Il suo «ci penso io», però, non ha molto a che vedere con la proverbiale espressione meneghina di «ghe pensi mi». Il milanese pronuncia la sua frase quando è convinto di potere effettivamente eseguire l’incarico perché è in grado di agire personalmente con la competenza e l’abilità che riconosce a sé stesso; il mastro Frappiglia, invece, più sinceramente dichiara solo che ci pensa su, pur garantendo in ogni caso il buon esito del suo intervento. Solitamente si fa consegnare un anticipo del compenso e poi cerca di trovare chi è in grado di intervenire efficacemente. In caso di esito positivo (a qualsiasi motivo dovuto) si ripresenta per il saldo, pattuito o meno, attribuendosi ogni merito.

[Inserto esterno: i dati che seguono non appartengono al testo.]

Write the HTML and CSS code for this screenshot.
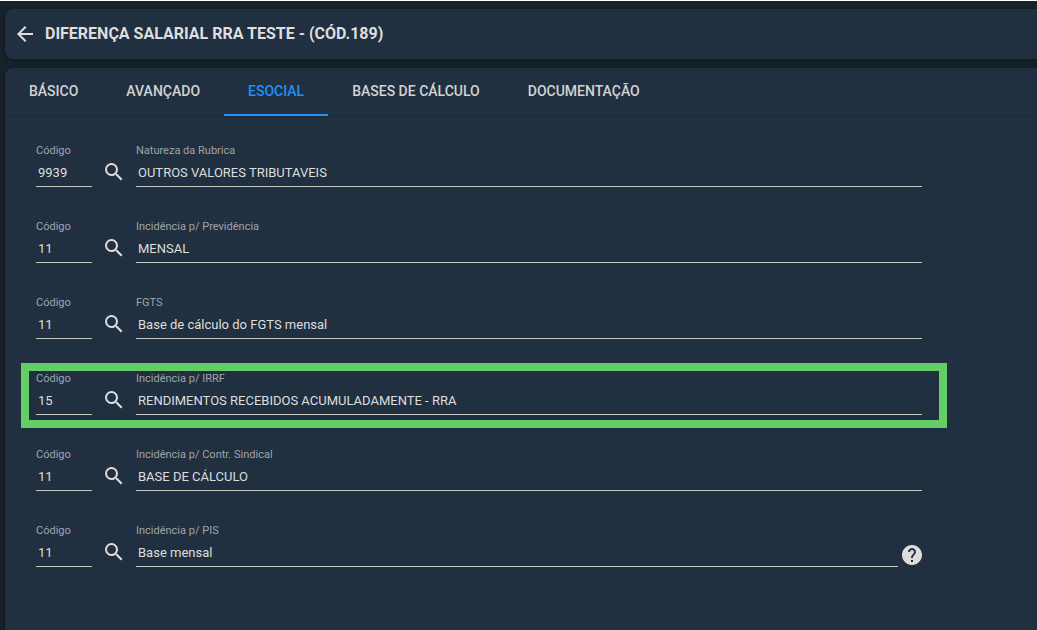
FILE: index.html
```html
<!DOCTYPE html>
<html lang="pt-BR">
<head>
    <meta charset="UTF-8">
    <meta name="viewport" content="width=device-width, initial-scale=1.0">
    <title>Diferença Salarial RRA Teste</title>
    <link rel="stylesheet" href="styles.css">
</head>
<body>
    <svg class="sprite" aria-hidden="true">
        <symbol id="search" viewBox="0 0 24 24">
            <path d="M15.5 14h-.79l-.28-.27A6.471 6.471 0 0 0 16 9.5 6.5 6.5 0 1 0 9.5 16c1.61 0 3.09-.59 4.23-1.57l.27.28v.79l5 4.99L20.49 19l-4.99-5zm-6 0C7.01 14 5 11.99 5 9.5S7.01 5 9.5 5 14 7.01 14 9.5 11.99 14 9.5 14z"/>
        </symbol>
    </svg>

    <header class="card title-bar">
        <button class="icon-button" aria-label="Voltar">
            <svg viewBox="0 0 24 24"><path d="M20 11H7.83l5.59-5.59L12 4l-8 8 8 8 1.41-1.41L7.83 13H20v-2z"/></svg>
        </button>
        <h1>DIFERENÇA SALARIAL RRA TESTE - (CÓD.189)</h1>
    </header>

    <main class="card panel">
        <nav class="tabs">
            <a href="#basico">BÁSICO</a>
            <a href="#avancado">AVANÇADO</a>
            <a href="#esocial" class="active" aria-current="page">ESOCIAL</a>
            <a href="#bases">BASES DE CÁLCULO</a>
            <a href="#documentacao">DOCUMENTAÇÃO</a>
        </nav>

        <form>
            <div class="row">
                <div class="field code">
                    <label for="natureza-cod">Código</label>
                    <input id="natureza-cod" value="9939">
                </div>
                <button type="button" class="icon-button" aria-label="Pesquisar"><svg><use href="#search"/></svg></button>
                <div class="field">
                    <label for="natureza">Natureza da Rubrica</label>
                    <input id="natureza" value="OUTROS VALORES TRIBUTAVEIS">
                </div>
            </div>

            <div class="row">
                <div class="field code">
                    <label for="previdencia-cod">Código</label>
                    <input id="previdencia-cod" value="11">
                </div>
                <button type="button" class="icon-button" aria-label="Pesquisar"><svg><use href="#search"/></svg></button>
                <div class="field">
                    <label for="previdencia">Incidência p/ Previdência</label>
                    <input id="previdencia" value="MENSAL">
                </div>
            </div>

            <div class="row">
                <div class="field code">
                    <label for="fgts-cod">Código</label>
                    <input id="fgts-cod" value="11">
                </div>
                <button type="button" class="icon-button" aria-label="Pesquisar"><svg><use href="#search"/></svg></button>
                <div class="field">
                    <label for="fgts">FGTS</label>
                    <input id="fgts" value="Base de cálculo do FGTS mensal">
                </div>
            </div>

            <div class="row highlight">
                <div class="field code">
                    <label for="irrf-cod">Código</label>
                    <input id="irrf-cod" value="15">
                </div>
                <button type="button" class="icon-button" aria-label="Pesquisar"><svg><use href="#search"/></svg></button>
                <div class="field">
                    <label for="irrf">Incidência p/ IRRF</label>
                    <input id="irrf" value="RENDIMENTOS RECEBIDOS ACUMULADAMENTE - RRA">
                </div>
            </div>

            <div class="row">
                <div class="field code">
                    <label for="sindical-cod">Código</label>
                    <input id="sindical-cod" value="11">
                </div>
                <button type="button" class="icon-button" aria-label="Pesquisar"><svg><use href="#search"/></svg></button>
                <div class="field">
                    <label for="sindical">Incidência p/ Contr. Sindical</label>
                    <input id="sindical" value="BASE DE CÁLCULO">
                </div>
            </div>

            <div class="row">
                <div class="field code">
                    <label for="pis-cod">Código</label>
                    <input id="pis-cod" value="11">
                </div>
                <button type="button" class="icon-button" aria-label="Pesquisar"><svg><use href="#search"/></svg></button>
                <div class="field">
                    <label for="pis">Incidência p/ PIS</label>
                    <input id="pis" value="Base mensal">
                </div>
                <button type="button" class="icon-button help" aria-label="Ajuda">
                    <svg viewBox="2 2 20 20"><path d="M12 2C6.48 2 2 6.48 2 12s4.48 10 10 10 10-4.48 10-10S17.52 2 12 2zm1 17h-2v-2h2v2zm2.07-7.75l-.9.92C13.45 12.9 13 13.5 13 15h-2v-.5c0-1.1.45-2.1 1.17-2.83l1.24-1.26c.37-.36.59-.86.59-1.41 0-1.1-.9-2-2-2s-2 .9-2 2H8c0-2.21 1.79-4 4-4s4 1.79 4 4c0 .88-.36 1.68-.93 2.25z"/></svg>
                </button>
            </div>
        </form>
    </main>
</body>
</html>
```
FILE: styles.css
```css
* {
    box-sizing: border-box;
}

body {
    display: flex;
    flex-direction: column;
    gap: 9px;
    min-height: 100vh;
    margin: 0;
    padding: 8px 0 0 5px;
    border-top: 1px solid #fff;
    background: #18222b;
    color: #dedede;
    font-family: Roboto, sans-serif;
}

.sprite {
    display: none;
}

.card {
    background: #213040;
    box-shadow: 0 1px 4px rgba(0, 0, 0, 0.4);
}

.title-bar {
    display: flex;
    align-items: center;
    gap: 8px;
    height: 50px;
    padding: 0 8px;
    border-radius: 8px 0 0 8px;
}

h1 {
    margin: 0;
    font-size: 16px;
    font-weight: 700;
    line-height: 24px;
}

.icon-button {
    flex: none;
    width: 24px;
    height: 24px;
    padding: 0;
    border: 0;
    background: none;
    color: inherit;
    cursor: pointer;

    svg {
        display: block;
        width: 100%;
        height: 100%;
        fill: currentColor;
    }
}

.panel {
    flex-grow: 1;
    border-radius: 8px 0 0 0;
}

.tabs {
    display: flex;
    border-bottom: 1px solid #1c2a36;

    a {
        height: 48px;
        padding: 0 24px;
        border-bottom: 2px solid transparent;
        color: #d3d3d3;
        font-size: 14px;
        font-weight: 500;
        line-height: 46px;
        text-decoration: none;
    }

    .active {
        border-color: #2091f9;
        color: #2091f9;
    }
}

form {
    display: flex;
    flex-direction: column;
    gap: 32px;
    padding: 26px 115px 32px 31px;
}

.row {
    position: relative;
    display: flex;
    align-items: flex-end;
    gap: 10px;

    .icon-button {
        margin-bottom: 3px;
    }

    .help {
        width: 20px;
        height: 20px;
        margin: 0 0 2px -6px;
    }
}

.field {
    display: flex;
    flex-direction: column;
    flex: 1;
    min-width: 0;

    label {
        color: #a0a4a8;
        font-size: 11px;
        line-height: 16px;
    }

    input {
        width: 100%;
        height: 28px;
        padding: 0 2px;
        border: 0;
        border-bottom: 1px solid #c8c8c4;
        background: none;
        color: #dedede;
        font-family: inherit;
        font-size: 13px;
        outline: 0;
    }
}

.code {
    flex: 0 0 56px;
}

.highlight::after {
    content: "";
    position: absolute;
    inset: -8px -25px -13px -15px;
    border: 8px solid #66cc66;
    pointer-events: none;
}
```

La maschera abruzzese ricorda evidentemente altri personaggi della commedia dell’arte quali, ad esempio, Arlecchino o Brighella, figure di servitori dotati di una certa furbizia popolare, che non disdegnano l’inganno ma si dimostrano spesso temibili pasticcioni. Mastro Frappiglia, invece, si discosta manifestamente da questi caratteri perché dimostra una scaltrezza di prim’ordine che utilizza per un tornaconto personale, pur restando nell’ambito di interventi operati a fin di bene. Il suo tallone d’Achille, come detto, sarebbe la scarsa capacità operativa ma riesce comunque a cavarsela grazie alla superba abilità nei rapporti interpersonali, nell’organizzare, dirigere e controllare i lavori. Nessuno lo ha mai visto sporcarsi effettivamente le mani ed è questo che gli fa meritare a buon diritto la qualifica di «maestro»!